(STATED EXERCISE): Filter the entries, keeping every line with the word "styles".

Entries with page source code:
** START **
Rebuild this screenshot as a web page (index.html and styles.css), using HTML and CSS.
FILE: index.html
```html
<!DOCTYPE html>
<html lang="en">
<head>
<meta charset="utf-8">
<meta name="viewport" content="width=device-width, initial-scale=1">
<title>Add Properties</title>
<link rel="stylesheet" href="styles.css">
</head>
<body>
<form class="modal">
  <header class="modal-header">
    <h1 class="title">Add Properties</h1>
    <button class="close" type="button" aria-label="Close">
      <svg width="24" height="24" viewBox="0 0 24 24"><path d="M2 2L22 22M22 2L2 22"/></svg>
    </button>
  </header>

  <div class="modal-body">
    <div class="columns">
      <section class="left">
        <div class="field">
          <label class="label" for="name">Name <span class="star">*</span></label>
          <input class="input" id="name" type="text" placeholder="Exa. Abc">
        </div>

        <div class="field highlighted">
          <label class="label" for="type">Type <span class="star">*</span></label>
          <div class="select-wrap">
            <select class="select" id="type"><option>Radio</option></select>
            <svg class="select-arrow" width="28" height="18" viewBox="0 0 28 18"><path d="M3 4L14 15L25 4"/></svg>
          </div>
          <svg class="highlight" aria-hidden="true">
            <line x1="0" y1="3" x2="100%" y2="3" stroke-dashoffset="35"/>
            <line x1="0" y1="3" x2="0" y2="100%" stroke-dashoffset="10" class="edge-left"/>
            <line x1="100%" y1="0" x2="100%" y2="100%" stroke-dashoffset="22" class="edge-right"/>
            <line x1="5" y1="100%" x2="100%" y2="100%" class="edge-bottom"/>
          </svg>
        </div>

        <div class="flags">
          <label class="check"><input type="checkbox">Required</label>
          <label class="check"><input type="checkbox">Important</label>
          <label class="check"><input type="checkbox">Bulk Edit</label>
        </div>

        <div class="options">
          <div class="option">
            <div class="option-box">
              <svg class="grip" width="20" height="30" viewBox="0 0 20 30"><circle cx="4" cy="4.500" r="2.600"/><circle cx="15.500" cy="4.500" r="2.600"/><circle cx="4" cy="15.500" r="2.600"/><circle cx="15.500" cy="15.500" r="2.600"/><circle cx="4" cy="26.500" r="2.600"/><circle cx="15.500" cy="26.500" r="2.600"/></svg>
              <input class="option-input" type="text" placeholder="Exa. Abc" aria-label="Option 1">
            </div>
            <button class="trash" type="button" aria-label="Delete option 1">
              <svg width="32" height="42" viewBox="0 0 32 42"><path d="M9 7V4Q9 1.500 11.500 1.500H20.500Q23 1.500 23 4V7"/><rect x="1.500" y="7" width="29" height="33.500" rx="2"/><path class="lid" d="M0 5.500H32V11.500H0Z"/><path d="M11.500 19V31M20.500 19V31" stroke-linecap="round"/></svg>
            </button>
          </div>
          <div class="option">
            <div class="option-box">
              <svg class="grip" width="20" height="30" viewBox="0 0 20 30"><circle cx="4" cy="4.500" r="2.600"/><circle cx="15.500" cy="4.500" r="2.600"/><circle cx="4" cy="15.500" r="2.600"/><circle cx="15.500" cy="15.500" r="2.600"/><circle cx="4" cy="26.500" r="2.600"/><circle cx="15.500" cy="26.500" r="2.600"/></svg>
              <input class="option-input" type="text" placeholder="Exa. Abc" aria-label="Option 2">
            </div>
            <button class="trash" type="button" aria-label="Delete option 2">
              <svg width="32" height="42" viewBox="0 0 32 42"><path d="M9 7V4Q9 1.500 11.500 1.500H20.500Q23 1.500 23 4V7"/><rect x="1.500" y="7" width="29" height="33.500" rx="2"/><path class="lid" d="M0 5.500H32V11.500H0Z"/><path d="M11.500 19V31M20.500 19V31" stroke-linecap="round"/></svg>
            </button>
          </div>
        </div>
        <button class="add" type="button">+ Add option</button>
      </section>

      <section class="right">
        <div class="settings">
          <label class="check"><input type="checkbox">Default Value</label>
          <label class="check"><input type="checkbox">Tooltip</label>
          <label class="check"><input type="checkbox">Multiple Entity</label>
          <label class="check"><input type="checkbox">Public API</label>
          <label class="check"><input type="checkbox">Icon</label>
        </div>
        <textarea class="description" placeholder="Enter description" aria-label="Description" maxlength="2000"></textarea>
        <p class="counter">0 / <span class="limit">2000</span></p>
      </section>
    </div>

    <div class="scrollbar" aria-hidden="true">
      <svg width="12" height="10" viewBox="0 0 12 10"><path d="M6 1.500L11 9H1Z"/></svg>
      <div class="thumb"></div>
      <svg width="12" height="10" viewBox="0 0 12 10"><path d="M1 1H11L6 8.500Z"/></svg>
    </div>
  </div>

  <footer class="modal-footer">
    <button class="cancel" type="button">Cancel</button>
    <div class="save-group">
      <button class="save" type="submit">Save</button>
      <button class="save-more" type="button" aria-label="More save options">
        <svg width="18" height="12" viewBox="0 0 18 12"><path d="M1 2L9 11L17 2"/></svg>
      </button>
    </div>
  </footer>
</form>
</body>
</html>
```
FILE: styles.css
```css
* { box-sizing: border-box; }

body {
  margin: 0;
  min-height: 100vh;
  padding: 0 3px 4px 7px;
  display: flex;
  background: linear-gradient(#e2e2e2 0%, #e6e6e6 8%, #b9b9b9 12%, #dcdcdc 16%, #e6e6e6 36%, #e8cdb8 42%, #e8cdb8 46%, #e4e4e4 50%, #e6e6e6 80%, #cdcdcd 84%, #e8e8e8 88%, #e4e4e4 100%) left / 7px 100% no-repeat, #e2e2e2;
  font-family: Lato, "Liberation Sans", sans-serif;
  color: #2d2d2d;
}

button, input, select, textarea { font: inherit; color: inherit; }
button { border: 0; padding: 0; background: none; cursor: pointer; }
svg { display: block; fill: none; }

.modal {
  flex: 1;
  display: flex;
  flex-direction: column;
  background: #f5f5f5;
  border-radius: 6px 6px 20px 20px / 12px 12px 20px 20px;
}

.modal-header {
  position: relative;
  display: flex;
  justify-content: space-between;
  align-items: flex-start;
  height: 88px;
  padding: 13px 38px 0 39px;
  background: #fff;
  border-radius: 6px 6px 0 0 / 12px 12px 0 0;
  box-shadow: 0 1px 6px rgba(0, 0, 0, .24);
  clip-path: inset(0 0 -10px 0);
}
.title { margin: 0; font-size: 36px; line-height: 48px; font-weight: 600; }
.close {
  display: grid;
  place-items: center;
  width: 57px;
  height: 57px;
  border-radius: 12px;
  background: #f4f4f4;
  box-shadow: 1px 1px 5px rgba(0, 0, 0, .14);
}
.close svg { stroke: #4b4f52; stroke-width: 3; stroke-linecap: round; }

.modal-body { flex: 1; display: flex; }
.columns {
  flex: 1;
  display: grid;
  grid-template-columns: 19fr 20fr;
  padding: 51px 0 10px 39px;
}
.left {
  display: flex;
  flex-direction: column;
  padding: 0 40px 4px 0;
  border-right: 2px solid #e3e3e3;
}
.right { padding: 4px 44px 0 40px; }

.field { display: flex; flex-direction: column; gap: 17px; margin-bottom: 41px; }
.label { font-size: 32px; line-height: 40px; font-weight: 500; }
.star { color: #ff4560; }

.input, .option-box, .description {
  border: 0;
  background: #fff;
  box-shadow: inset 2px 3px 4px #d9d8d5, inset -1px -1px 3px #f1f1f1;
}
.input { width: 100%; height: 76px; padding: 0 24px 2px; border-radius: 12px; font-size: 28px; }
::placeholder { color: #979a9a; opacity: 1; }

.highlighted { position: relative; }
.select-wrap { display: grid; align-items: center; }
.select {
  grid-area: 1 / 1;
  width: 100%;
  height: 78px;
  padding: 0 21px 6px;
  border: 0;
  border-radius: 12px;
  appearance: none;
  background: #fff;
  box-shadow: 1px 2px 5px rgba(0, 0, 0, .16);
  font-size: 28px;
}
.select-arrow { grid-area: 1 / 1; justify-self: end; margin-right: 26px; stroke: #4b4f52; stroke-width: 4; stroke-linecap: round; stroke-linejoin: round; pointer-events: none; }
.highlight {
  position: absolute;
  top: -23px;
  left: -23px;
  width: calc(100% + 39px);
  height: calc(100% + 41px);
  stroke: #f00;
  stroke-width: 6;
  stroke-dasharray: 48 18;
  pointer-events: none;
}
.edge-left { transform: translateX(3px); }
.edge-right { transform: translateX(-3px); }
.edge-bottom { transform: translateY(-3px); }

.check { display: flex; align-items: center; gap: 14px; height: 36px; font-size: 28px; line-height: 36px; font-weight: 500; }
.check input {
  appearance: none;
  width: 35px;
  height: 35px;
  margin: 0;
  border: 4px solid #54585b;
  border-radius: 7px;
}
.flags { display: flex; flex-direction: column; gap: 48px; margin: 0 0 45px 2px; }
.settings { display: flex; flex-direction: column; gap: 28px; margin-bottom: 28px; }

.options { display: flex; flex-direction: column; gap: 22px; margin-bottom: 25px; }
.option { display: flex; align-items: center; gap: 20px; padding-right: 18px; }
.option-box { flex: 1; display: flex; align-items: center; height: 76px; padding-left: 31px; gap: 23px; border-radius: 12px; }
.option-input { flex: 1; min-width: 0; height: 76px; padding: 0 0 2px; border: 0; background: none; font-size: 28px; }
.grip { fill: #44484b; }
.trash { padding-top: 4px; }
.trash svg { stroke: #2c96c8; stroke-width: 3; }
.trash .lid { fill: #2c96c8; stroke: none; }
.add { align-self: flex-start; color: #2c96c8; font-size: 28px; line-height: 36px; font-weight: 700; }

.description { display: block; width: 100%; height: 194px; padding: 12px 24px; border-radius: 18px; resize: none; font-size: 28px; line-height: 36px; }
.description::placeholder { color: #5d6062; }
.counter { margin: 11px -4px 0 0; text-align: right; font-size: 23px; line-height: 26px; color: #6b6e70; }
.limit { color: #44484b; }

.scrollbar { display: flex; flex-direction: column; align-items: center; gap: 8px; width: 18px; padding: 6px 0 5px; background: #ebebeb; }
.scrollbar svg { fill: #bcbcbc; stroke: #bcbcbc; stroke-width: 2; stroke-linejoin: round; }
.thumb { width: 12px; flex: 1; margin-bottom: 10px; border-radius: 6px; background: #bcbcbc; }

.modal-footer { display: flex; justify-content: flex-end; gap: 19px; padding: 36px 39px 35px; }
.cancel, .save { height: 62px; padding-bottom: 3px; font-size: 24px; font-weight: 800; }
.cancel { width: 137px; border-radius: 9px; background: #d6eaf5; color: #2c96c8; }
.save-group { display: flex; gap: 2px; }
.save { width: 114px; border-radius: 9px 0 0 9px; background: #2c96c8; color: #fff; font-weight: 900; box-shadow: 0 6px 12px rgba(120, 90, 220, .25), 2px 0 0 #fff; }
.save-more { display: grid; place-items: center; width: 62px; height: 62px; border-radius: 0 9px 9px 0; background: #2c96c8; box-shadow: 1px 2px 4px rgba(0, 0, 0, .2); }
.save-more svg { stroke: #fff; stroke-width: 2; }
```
** END **
** START **
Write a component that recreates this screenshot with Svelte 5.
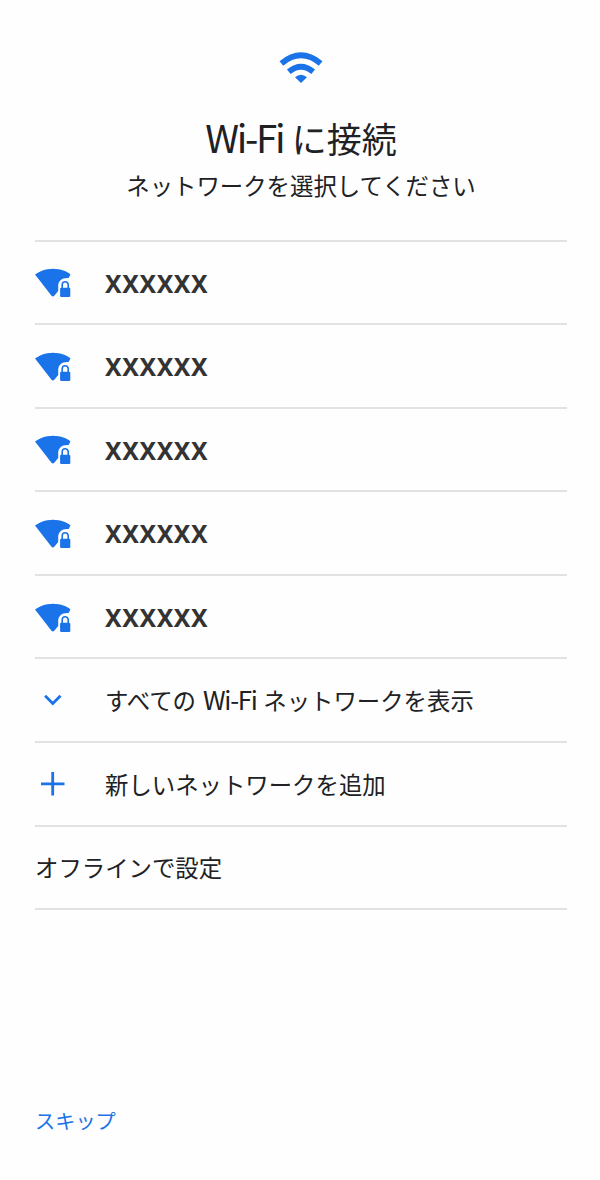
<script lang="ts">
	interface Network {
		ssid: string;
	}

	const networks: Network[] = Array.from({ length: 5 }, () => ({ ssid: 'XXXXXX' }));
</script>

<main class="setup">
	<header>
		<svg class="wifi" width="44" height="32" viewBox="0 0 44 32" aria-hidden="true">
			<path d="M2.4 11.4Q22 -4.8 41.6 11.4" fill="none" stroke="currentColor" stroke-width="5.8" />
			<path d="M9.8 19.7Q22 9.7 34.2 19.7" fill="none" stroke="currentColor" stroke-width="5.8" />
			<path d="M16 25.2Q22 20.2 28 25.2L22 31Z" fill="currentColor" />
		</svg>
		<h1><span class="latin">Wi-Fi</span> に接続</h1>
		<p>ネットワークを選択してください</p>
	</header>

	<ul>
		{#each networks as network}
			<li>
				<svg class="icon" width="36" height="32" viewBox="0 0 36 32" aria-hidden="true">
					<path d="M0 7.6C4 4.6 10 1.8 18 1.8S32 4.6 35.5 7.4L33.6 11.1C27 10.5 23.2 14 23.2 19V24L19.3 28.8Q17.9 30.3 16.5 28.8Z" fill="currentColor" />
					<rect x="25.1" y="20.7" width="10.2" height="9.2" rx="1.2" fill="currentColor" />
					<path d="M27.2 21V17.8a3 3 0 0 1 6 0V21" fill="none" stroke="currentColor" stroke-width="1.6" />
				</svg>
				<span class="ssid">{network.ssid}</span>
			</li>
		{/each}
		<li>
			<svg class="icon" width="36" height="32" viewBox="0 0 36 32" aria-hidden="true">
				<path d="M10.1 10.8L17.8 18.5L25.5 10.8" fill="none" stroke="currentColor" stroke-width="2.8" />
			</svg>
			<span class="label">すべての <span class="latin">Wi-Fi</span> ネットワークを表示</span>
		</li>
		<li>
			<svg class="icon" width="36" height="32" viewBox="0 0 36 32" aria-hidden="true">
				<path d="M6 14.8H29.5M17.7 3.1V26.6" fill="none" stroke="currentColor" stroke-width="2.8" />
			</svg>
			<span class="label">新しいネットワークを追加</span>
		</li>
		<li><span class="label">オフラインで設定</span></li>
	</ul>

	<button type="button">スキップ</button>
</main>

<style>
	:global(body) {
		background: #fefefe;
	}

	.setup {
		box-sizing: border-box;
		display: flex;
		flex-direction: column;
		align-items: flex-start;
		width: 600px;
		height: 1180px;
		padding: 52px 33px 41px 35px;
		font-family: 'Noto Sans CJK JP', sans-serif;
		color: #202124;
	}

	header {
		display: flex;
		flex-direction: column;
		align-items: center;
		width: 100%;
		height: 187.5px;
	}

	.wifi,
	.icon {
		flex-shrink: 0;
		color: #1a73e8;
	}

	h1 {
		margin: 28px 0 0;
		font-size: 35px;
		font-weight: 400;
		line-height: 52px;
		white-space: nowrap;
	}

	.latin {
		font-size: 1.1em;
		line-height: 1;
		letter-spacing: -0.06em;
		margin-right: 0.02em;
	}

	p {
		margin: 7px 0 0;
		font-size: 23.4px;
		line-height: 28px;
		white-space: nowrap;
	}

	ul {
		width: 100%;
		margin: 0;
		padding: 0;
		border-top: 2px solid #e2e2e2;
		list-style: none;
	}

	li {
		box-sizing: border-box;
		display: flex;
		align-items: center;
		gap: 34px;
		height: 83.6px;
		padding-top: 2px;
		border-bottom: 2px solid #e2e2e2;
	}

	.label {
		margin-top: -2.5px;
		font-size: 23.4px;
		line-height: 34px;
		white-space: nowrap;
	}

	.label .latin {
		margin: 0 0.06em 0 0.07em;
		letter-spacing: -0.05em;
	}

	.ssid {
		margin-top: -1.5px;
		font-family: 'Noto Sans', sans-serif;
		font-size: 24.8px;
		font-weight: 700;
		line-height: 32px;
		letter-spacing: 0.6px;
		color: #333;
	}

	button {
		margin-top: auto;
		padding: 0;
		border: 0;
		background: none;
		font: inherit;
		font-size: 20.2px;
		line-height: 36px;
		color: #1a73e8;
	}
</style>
** END **
(EXERCISE OUTPUT):
Rebuild this screenshot as a web page (index.html and styles.css), using HTML and CSS.
<link rel="stylesheet" href="styles.css">
FILE: styles.css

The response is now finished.